Common IDs: zh (Chinese), en (English), ja (Japanese), ko (Korean), yue (Cantonese), fr (French), de (German), es (Spanish), ru (Russian), pt (Portuguese), it (Italian), th (Thai), vi (Vietnamese), hi (Hindi), ar (Arabic), nl (Dutch), pl (Polish), sv (Swedish), tr (Turkish).
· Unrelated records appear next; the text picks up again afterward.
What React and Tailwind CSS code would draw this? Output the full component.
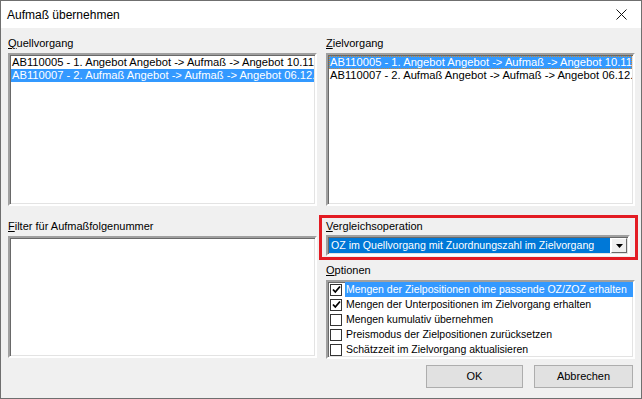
import React from "react";

const sunken =
  "bg-white border-2 border-t-[#a0a0a0] border-l-[#a0a0a0] border-r-white border-b-white shadow-[inset_1px_1px_0_#696969,inset_-1px_-1px_0_#e3e3e3]";

function Label({ accessKey, rest, className = "" }) {
  return (
    <div className={`h-[14px] leading-[14px] whitespace-nowrap ${className}`}>
      <span className="underline underline-offset-[1px]">{accessKey}</span>
      {rest}
    </div>
  );
}

function ListRow({ text, selected, focused }) {
  return (
    <div
      className={`h-[13px] leading-[13px] pl-[1px] text-[11.2px] whitespace-nowrap overflow-hidden ${
        selected ? "bg-[#3399ff] text-white" : "text-black"
      } ${focused ? "outline outline-1 outline-dotted outline-[#d0882c] -outline-offset-1" : ""}`}
    >
      {text}
    </div>
  );
}

function CheckRow({ label, checked, selected }) {
  return (
    <div className="h-[15px] flex items-center">
      <div className="w-[12px] h-[12px] ml-[2px] mr-[3px] bg-white border border-[#333] flex items-center justify-center shrink-0">
        {checked && (
          <svg width="9" height="9" viewBox="0 0 9 9">
            <path d="M1 4.5 L3.3 7 L8 1.5" fill="none" stroke="#000" strokeWidth="1.8" />
          </svg>
        )}
      </div>
      <div
        className={`h-[15px] leading-[15px] pl-[1px] pr-[2px] text-[10.5px] whitespace-nowrap ${
          selected ? "bg-[#3399ff] text-white flex-1" : "text-black"
        }`}
      >
        {label}
      </div>
    </div>
  );
}

export default function App() {
  const rows = [
    "AB110005 - 1. Angebot Angebot -> Aufmaß -> Angebot 10.11",
    "AB110007 - 2. Aufmaß Angebot -> Aufmaß -> Angebot 06.12.",
  ];

  return (
    <div className="w-[642px] h-[399px] flex flex-col bg-[#f0f0f0] border border-[#6f6f6f] text-[11px] text-black font-['Liberation_Sans',Arial,sans-serif]">
      {/* title bar */}
      <div className="h-[27px] bg-white flex items-center justify-between pl-[6px] pr-[14px] shrink-0">
        <span className="text-[12px]">Aufmaß übernehmen</span>
        <svg width="11" height="11" viewBox="0 0 11 11">
          <path d="M0.5 0.5 L10.5 10.5 M10.5 0.5 L0.5 10.5" stroke="#111" strokeWidth="1" />
        </svg>
      </div>

      <div className="flex-1 flex flex-col pl-[7px] pt-[8px]">
        <div className="flex gap-[9px]">
          {/* left column */}
          <div className="w-[309px] flex flex-col">
            <Label accessKey="Q" rest="uellvorgang" />
            <div className={`${sunken} mt-[3px] h-[153px] p-[1px] overflow-hidden`}>
              <ListRow text={rows[0]} />
              <ListRow text={rows[1]} selected />
            </div>
            <Label accessKey="F" rest="ilter für Aufmaßfolgenummer" className="mt-[13px]" />
            <div className={`${sunken} mt-[3px] h-[122px]`} />
          </div>

          {/* right column */}
          <div className="w-[309px] flex flex-col">
            <Label accessKey="Z" rest="ielvorgang" />
            <div className={`${sunken} mt-[3px] h-[153px] p-[1px] overflow-hidden`}>
              <ListRow text={rows[0]} selected focused />
              <ListRow text={rows[1]} />
            </div>

            <div className="relative mt-[13px] mr-[5px]">
              <Label accessKey="V" rest="ergleichsoperation" />
              <div className={`${sunken} mt-[2px] h-[21px] flex items-center p-[1px]`}>
                <div className="flex-1 h-full bg-[#0078d7] text-white text-[10.6px] leading-[15px] pl-[2px] whitespace-nowrap overflow-hidden">
                  OZ im Quellvorgang mit Zuordnungszahl im Zielvorgang
                </div>
                <div className="w-[16px] h-full ml-[1px] bg-[#f0f0f0] border border-t-white border-l-white border-r-[#696969] border-b-[#696969] flex items-center justify-center">
                  <svg width="7" height="4" viewBox="0 0 7 4">
                    <path d="M0 0 H7 L3.5 4 Z" fill="#000" />
                  </svg>
                </div>
              </div>
              {/* highlight annotation */}
              <div className="absolute -left-[7px] -top-[4px] -right-[8px] -bottom-[4px] border-[3px] border-[#e31b23] pointer-events-none" />
            </div>

            <Label accessKey="O" rest="ptionen" className="mt-[7px]" />
            <div className={`${sunken} mt-[3px] h-[79px] overflow-hidden`}>
              <CheckRow label="Mengen der Zielpositionen ohne passende OZ/ZOZ erhalten" checked selected />
              <CheckRow label="Mengen der Unterpositionen im Zielvorgang erhalten" checked />
              <CheckRow label="Mengen kumulativ übernehmen" />
              <CheckRow label="Preismodus der Zielpositionen zurücksetzen" />
              <CheckRow label="Schätzzeit im Zielvorgang aktualisieren" />
            </div>
          </div>
        </div>

        {/* buttons */}
        <div className="flex justify-end gap-[11px] pr-[8px] mt-[6px]">
          <button className="w-[97px] h-[23px] bg-[#e1e1e1] border border-[#adadad] text-[11px]">
            OK
          </button>
          <button className="w-[99px] h-[23px] bg-[#e1e1e1] border border-[#adadad] text-[11px]">
            Abbrechen
          </button>
        </div>
      </div>
    </div>
  );
}
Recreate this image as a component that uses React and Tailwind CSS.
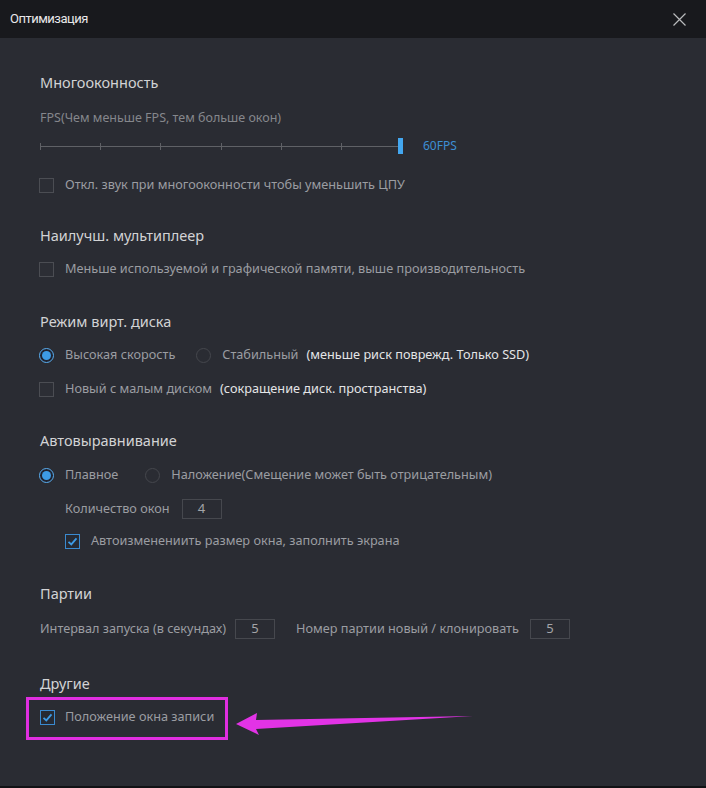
import { useState } from "react";

function Check({ checked }) {
    return (
        <span
            className={`flex h-[15px] w-[15px] shrink-0 items-center justify-center border ${
                checked ? "border-[#3a8ad0] bg-[#262a33]" : "border-[#4b4d53] bg-[#2c2e35]"
            }`}
        >
            {checked && (
                <svg width="11" height="11" viewBox="0 0 11 11">
                    <path d="M1.5 5.8 L4.3 8.4 L9.5 2.4" fill="none" stroke="#3d9be6" strokeWidth="1.8" />
                </svg>
            )}
        </span>
    );
}

function Radio({ checked }) {
    return (
        <span
            className={`flex h-[15px] w-[15px] shrink-0 items-center justify-center rounded-full border ${
                checked ? "border-[#5aaef0] bg-[#1f2330]" : "border-[#45474d]"
            }`}
        >
            {checked && <span className="h-[9px] w-[9px] rounded-full bg-[#3d9be6]" />}
        </span>
    );
}

function Heading({ children, className = "" }) {
    return <div className={`h-[20px] text-[14.5px] leading-[20px] text-[#d2d3d5] ${className}`}>{children}</div>;
}

function Box({ value }) {
    return (
        <span className="flex h-[20px] w-[40px] items-center justify-center border border-[#46484e] text-[13px] text-[#a3a4a8]">
            {value}
        </span>
    );
}

export default function App() {
    const [fps] = useState(60);
    const ticks = [0, 1, 2, 3, 4, 5];

    return (
        <div
            className="relative h-[788px] w-[706px] overflow-hidden border-b-2 border-[#111215] bg-[#2a2c33] text-[12.7px] text-[#9b9da2]"
            style={{ fontFamily: '"Noto Sans", "Open Sans", sans-serif' }}
        >
            <div className="flex h-[38px] items-center justify-between bg-[#18191d] pl-[10px] pr-[20px]">
                <span className="text-[13px] tracking-[-0.5px] text-[#e8e8ea]" style={{ fontFamily: "Roboto, sans-serif" }}>
                    Оптимизация
                </span>
                <svg width="13" height="13" viewBox="0 0 13 13">
                    <path d="M0.5 0.5 L12.5 12.5 M12.5 0.5 L0.5 12.5" stroke="#b9babd" strokeWidth="1.2" />
                </svg>
            </div>

            <div className="flex flex-col pl-[40px] pt-[34px]">
                <Heading>Многооконность</Heading>
                <div className="mt-[18px] h-[16px] text-[12.5px] leading-[16px] text-[#85878c]">
                    FPS(Чем меньше FPS, тем больше окон)
                </div>
                <div className="mt-[12px] flex h-[16px] items-center">
                    <div className="relative flex h-[16px] w-[358px] items-center">
                        <div className="h-px w-full bg-[#5f6166]" />
                        <div className="absolute inset-0 flex items-center justify-between pr-[56px]">
                            {ticks.map((t) => (
                                <span key={t} className="h-[7px] w-px bg-[#5f6166]" />
                            ))}
                        </div>
                    </div>
                    <span className="h-[16px] w-[5px] bg-[#43a7f0]" />
                    <span className="ml-[20px] text-[12px] text-[#3d8fd3]">{fps}FPS</span>
                </div>
                <label className="mt-[23px] flex h-[16px] items-center gap-[11px] -ml-px">
                    <Check />
                    Откл. звук при многооконности чтобы уменьшить ЦПУ
                </label>

                <Heading className="mt-[32px]">Наилучш. мультиплеер</Heading>
                <label className="mt-[16px] flex h-[16px] items-center gap-[11px] -ml-px">
                    <Check />
                    Меньше используемой и графической памяти, выше производительность
                </label>

                <Heading className="mt-[34px]">Режим вирт. диска</Heading>
                <div className="mt-[16px] flex h-[16px] items-center -ml-px">
                    <Radio checked />
                    <span className="ml-[11px]">Высокая скорость</span>
                    <span className="ml-[21px]">
                        <Radio />
                    </span>
                    <span className="ml-[11px]">Стабильный</span>
                    <span className="ml-[8px] text-[#e4e5e7]">(меньше риск поврежд. Только SSD)</span>
                </div>
                <div className="mt-[18px] flex h-[16px] items-center -ml-px">
                    <Check />
                    <span className="ml-[11px]">Новый с малым диском</span>
                    <span className="ml-[8px] text-[#e4e5e7]">(сокращение диск. пространства)</span>
                </div>

                <Heading className="mt-[33px]">Автовыравнивание</Heading>
                <div className="mt-[17px] flex h-[16px] items-center -ml-px">
                    <Radio checked />
                    <span className="ml-[11px]">Плавное</span>
                    <span className="ml-[27px]">
                        <Radio />
                    </span>
                    <span className="ml-[11px]">Наложение(Смещение может быть отрицательным)</span>
                </div>
                <div className="ml-[25px] mt-[16px] flex h-[20px] items-center gap-[12px]">
                    Количество окон
                    <Box value="4" />
                </div>
                <label className="ml-[25px] mt-[14px] flex h-[16px] items-center gap-[11px]">
                    <Check checked />
                    Автоизменениить размер окна, заполнить экрана
                </label>

                <Heading className="mt-[34px]">Партии</Heading>
                <div className="mt-[16px] flex h-[20px] items-center">
                    Интервал запуска (в секундах)
                    <span className="ml-[9px]">
                        <Box value="5" />
                    </span>
                    <span className="ml-[21px]">Номер партии новый / клонировать</span>
                    <span className="ml-[11px]">
                        <Box value="5" />
                    </span>
                </div>

                <Heading className="mt-[34px]">Другие</Heading>
                <div className="-ml-[14px] mt-[4px] w-[202px] border-[3px] border-[#e02ee0] pb-[12px] pl-[11px] pt-[9px]">
                    <label className="flex h-[16px] items-center gap-[10px]">
                        <Check checked />
                        Положение окна записи
                    </label>
                </div>
            </div>

            <svg className="absolute left-0 top-0" width="706" height="788" viewBox="0 0 706 788">
                <polygon points="236,724 257,713 256,720 473,716 256,729 259,735" fill="#e233e6" />
            </svg>
        </div>
    );
}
Full list of 646 languages: OmniVoice docs/languages.md

  • :duration — Target duration in seconds
  • :speed — Playback speed factor
  • :num_step — Diffusion steps (higher = better quality, slower). Default: 32
  • :guidance_scale — Classifier-free guidance. Default: 2.0
  • :seed — Random seed for reproducible generation. Default: 42.
  • :position_temperature — Mask-position selection temperature. 0 = greedy (deterministic). Default: 0.0.
  • :class_temperature — Token sampling temperature. 0 = greedy (deterministic). Default: 0.0.

Examples

# Basic
{:ok, audio} = OmnivoiceEx.generate(pid, "Hello!")
:ok = OmnivoiceEx.save(audio, "out.wav")

# Voice Design
{:ok, audio} = OmnivoiceEx.generate(pid,
  "Welcome to the show!",
  instruct: "A deep, authoritative male narrator"
)

# Voice Cloning
{:ok, audio} = OmnivoiceEx.generate(pid, "Hello in my voice!",
  ref_audio: "/path/to/ref.wav",
  ref_text: "This is my reference transcript"
)

# Quality tuning
{:ok, audio} = OmnivoiceEx.generate(pid, "High quality speech.",
  num_step: 64, guidance_scale: 3.0
)

generate(server, text, opts, timeout)

@spec generate(GenServer.server(), String.t(), [generate_opt()], timeout()) ::
  {:ok, audio()} | {:error, term()}

See OmnivoiceEx.Server.generate/4.

info(server)

@spec info(GenServer.server()) :: map()

Returns runtime model information.

save(audio, path)

@spec save(audio(), Path.t()) :: :ok | {:error, term()}

Saves audio binary to a WAV file.

start_link(opts)

Starts an OmniVoice model server.

Options

  • :model — HuggingFace model ID. Default: "k2-fsa/OmniVoice"
  • :device"cuda", "cpu", "mps". Default: "cuda"
  • :dtype"float16", "float32", "bfloat16". Default: "float16"
  • :name — Optional GenServer name

stop(server)

@spec stop(GenServer.server()) :: :ok

Gracefully stops the server and Python bridge.